What matters is the allocation percentage, not the coin count. 0.5 BTC at 10% of a $450,000 portfolio is more meaningful exposure than 0.001 BTC as a rounding error in a large portfolio.
| BTC Owned | Value at $90K | % of $250K Portfolio |
|---|---|---|
| 0.01 BTC | $900 | 0.4% |
| 0.1 BTC | $9,000 | 3.6% |
| 0.5 BTC | $45,000 | 18% |
| 1.0 BTC | $90,000 | 36% |
| 2.1 BTC | $189,000 | 76% |
Where to Hold Your Bitcoin Allocation
Under $1,000: Exchange or mobile wallet acceptable short-term while you learn self-custody.
$1,000–$10,000: Hardware wallet essential. Ledger Nano S Plus ($79) or Trezor Model T.
$10,000–$100,000: Hardware wallet + passphrase + metal backup + second backup location.
$100,000+: Multisig setup. Coldcard Mk4 in 2-of-3 configuration, keys in separate locations. Consider managed custody services (Casa, Unchained Capital).

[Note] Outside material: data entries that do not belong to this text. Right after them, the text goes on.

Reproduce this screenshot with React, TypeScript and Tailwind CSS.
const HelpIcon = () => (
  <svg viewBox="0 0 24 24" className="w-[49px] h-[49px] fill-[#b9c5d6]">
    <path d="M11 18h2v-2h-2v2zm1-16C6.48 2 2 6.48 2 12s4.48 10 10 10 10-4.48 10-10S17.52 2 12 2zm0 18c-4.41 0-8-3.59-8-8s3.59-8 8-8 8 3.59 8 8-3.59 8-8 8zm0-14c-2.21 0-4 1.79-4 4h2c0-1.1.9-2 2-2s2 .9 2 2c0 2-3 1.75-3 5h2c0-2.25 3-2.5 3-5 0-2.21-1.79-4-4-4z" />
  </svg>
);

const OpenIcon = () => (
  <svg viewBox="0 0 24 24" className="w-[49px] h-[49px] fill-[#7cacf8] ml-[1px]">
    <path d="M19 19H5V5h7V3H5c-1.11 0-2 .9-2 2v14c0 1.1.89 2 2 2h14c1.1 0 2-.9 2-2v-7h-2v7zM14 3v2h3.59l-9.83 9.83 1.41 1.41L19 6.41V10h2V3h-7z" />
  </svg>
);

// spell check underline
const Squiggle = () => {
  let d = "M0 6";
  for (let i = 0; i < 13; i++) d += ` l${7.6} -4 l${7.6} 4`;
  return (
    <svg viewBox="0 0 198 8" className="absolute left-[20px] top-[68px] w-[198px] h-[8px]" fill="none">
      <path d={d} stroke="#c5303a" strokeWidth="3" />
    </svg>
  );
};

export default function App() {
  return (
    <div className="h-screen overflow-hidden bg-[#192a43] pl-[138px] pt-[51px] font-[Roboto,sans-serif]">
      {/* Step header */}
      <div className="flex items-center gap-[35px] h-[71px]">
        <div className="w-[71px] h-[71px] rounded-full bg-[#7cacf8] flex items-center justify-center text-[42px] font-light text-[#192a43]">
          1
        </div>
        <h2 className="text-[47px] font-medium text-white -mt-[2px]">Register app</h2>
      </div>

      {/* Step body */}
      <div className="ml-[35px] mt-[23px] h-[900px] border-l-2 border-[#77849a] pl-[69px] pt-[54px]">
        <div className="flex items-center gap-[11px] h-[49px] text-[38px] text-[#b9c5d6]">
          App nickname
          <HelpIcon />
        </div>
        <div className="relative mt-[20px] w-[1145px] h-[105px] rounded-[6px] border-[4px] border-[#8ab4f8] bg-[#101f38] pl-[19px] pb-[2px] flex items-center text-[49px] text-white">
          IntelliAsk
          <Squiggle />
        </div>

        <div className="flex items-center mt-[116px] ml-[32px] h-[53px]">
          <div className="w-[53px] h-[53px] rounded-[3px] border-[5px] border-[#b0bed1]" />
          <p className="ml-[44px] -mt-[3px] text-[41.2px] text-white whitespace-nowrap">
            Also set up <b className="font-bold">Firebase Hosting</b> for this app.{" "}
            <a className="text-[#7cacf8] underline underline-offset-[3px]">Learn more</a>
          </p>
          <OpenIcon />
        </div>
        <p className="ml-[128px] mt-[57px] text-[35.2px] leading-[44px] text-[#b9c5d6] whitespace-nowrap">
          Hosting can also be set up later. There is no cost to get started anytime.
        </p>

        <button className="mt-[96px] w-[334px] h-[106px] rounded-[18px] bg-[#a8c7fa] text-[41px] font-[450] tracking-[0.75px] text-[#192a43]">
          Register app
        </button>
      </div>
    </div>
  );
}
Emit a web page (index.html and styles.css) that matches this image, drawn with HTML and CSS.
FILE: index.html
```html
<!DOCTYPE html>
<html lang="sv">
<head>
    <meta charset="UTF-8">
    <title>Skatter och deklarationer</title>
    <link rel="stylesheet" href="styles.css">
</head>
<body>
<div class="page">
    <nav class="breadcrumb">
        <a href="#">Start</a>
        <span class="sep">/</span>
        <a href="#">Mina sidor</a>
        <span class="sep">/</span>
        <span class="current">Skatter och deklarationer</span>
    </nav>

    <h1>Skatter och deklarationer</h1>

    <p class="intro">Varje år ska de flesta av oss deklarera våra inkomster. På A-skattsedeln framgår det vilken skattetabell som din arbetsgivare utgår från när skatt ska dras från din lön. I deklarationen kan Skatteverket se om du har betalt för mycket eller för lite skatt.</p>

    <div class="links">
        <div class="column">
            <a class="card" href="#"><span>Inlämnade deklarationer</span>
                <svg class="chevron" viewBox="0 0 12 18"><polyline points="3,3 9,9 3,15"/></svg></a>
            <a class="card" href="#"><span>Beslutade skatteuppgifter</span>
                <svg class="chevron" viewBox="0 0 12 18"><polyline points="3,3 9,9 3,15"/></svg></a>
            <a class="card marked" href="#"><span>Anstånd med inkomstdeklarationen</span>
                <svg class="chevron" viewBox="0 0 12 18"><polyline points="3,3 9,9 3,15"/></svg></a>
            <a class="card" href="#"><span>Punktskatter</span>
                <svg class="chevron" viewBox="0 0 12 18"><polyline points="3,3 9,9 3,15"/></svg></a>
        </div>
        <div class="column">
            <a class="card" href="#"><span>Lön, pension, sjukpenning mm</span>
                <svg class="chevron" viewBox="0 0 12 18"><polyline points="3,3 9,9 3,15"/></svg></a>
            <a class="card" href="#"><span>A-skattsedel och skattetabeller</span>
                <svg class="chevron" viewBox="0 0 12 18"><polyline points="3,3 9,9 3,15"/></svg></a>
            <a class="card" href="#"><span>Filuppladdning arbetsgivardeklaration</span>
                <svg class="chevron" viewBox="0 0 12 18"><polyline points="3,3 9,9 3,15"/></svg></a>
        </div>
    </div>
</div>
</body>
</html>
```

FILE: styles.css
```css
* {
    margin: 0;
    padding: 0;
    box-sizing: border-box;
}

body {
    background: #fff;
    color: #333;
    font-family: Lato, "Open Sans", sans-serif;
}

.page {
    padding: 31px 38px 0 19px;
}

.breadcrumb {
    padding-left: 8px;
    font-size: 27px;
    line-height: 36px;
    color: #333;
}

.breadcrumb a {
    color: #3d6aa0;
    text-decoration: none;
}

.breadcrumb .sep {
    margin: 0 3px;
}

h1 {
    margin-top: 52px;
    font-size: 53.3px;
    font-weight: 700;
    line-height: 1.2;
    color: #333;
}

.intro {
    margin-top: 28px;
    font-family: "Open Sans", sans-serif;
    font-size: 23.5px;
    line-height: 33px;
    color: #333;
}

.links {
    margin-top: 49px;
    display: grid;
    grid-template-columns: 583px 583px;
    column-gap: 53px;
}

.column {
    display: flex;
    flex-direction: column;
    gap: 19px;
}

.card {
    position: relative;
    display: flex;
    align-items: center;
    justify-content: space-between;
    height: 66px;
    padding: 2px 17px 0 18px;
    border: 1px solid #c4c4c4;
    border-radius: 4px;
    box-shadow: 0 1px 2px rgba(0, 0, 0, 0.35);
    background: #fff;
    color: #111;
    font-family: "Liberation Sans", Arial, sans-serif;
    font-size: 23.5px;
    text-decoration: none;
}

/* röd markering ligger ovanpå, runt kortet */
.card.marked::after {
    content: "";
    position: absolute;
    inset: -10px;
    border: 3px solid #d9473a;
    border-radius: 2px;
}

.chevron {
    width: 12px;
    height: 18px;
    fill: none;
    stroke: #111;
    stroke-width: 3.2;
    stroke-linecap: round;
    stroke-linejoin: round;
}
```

Buy through: River (Bitcoin-only, auto self-custody), Kraken (lowest fees), or Coinbase (most beginner-friendly).
FAQ
What percentage of my portfolio should be Bitcoin? For most investors: 3–10%. For high-conviction, long-horizon investors: 10–30%. The right number depends on your time horizon, volatility tolerance, and the extent to which you believe Bitcoin will achieve global monetary reserve status.
Is 5% enough Bitcoin exposure? At $90,000/BTC, a 5% allocation in a $200,000 portfolio is $10,000 (~0.11 BTC). If Bitcoin 10x's to $900,000, your 5% becomes ~33% of your original portfolio value. 5% is meaningful exposure for growth potential without being bet-the-house concentration.
Should I hold Bitcoin instead of stocks? Not instead of — alongside. Bitcoin and equities both appreciate long-term. Bitcoin offers higher return potential with far higher volatility. A diversified portfolio benefits from holding both.
What if I can only afford a small amount of Bitcoin? Size doesn't matter for the mathematics of percentage allocation. $100 at 5% of a $2,000 portfolio is the same proportional exposure as $10,000 at 5% of a $200,000 portfolio.
When should I sell Bitcoin? Selling triggers capital gains. The strongest case for selling: you need liquidity, the position has grown to an uncomfortably large percentage of your net worth, or you're near retirement and need to de-risk. Many long-term Bitcoin holders use Bitcoin-backed loans instead of selling to access liquidity.